Ernstliche Zweifel bestehen auch nicht an der Einschätzung des Verwaltungsgerichts, das Vorhaben wahre mit Blick auf die von ihm geschaffenen Einsichtsmöglichkeiten auf das Klägergrundstück das in § 15 Abs. 1 Satz 2 BauNVO verankerte Gebot der Rücksichtnahme. Das Verwaltungsgericht hat zutreffend herausgearbeitet, dass die - hier mehr als komfortable - Einhaltung der Grenzabstände eine Zumutbarkeit der in innerörtlichen Lagen grundsätzlich zu erwartenden Einsichtsmöglichkeiten indiziere. Der Hinweis des Klägers auf die privilegierte Wohnlage seines Hauses übergeht, dass der Plangeber, der diese geschaffen hat, ihr gleichzeitig durch die Anordnung eines grenznah zu seinem Grundstück gelegenen Baufensters und die Ermöglichung einer breitfrontigen zweigeschossigen Bebauung ohne Höhenbegrenzung in diesem Baufenster Grenzen gesetzt hat. Soweit der Kläger auf die Vielzahl der an der Westseite des Hauses D angeordneten Balkone und der auf den Häusern C und D vorgesehenen Dachterrassen verweist, hat das Verwaltungsgericht diesen Vortrag bereits zutreffend relativiert: Nur ein Teil dieser Aussichtsmöglichkeiten liegt in der Nähe des Klägergrundstücks, die Einsichtsmöglichkeiten von den Balkonen sind nach den Feststellungen des Verwaltungsgerichts bereits jetzt durch eine Mauer auf dem Klägergrundstück beschränkt und die in besonderem Maße sensiblen Bereiche des Klägergrundstücks liegen von der Grundstücksgrenze ein gutes Stück entfernt. Dass die geplanten Dachterrassen "überdimensioniert" wären, lässt sich den Bauplänen nicht entnehmen. Als erdrückende Riegelbebauung, die auf dem Klägergrundstück eine "Gefängnishofatmosphäre" schaffen würde, stellen sich die Häuser C und D des Vorhabens ebenfalls - bei weitem - nicht dar.

2.

Vor dem Hintergrund der Ausführungen unter d), wonach der Kläger nicht umfassend die objektive Rechtmäßigkeit der erteilten Abweichung von § 7 Abs. 1 NBauO, sondern lediglich die angemessene Berücksichtigung seiner öffentlich-rechtlich geschützten Interessen bei der Ermessensentscheidung einfordern kann, wären die als grundsätzlich bedeutsam bezeichneten Fragen nach den Voraussetzungen und der Normstruktur des § 66 NBauO in einem Berufungsverfahren nicht entscheidungserheblich.

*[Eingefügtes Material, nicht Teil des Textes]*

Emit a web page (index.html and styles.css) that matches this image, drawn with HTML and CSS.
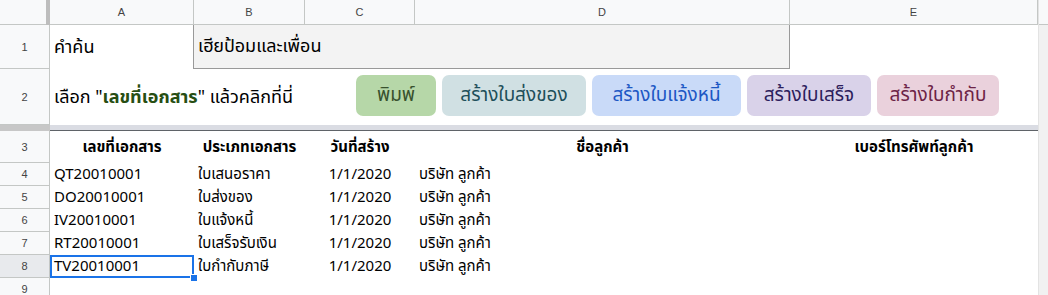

Mit der Ablehnung des Zulassungsantrags wird das angefochtene Urteil rechtskräftig (§ 124a Abs. 5 Satz 4 VwGO).

Die Kostenentscheidung beruht auf § 154 Abs. 2, § 162 Abs. 3 VwGO.

Die Streitwertfestsetzung beruht auf §§ 47 Abs. 1 und 3, 52 Abs. 1 GKG.

Dieser Beschluss ist unanfechtbar (§§ 152 Abs. 1 VwGO, 68 Abs. 1 Satz 5, 66 Abs. 3 Satz 3 GKG).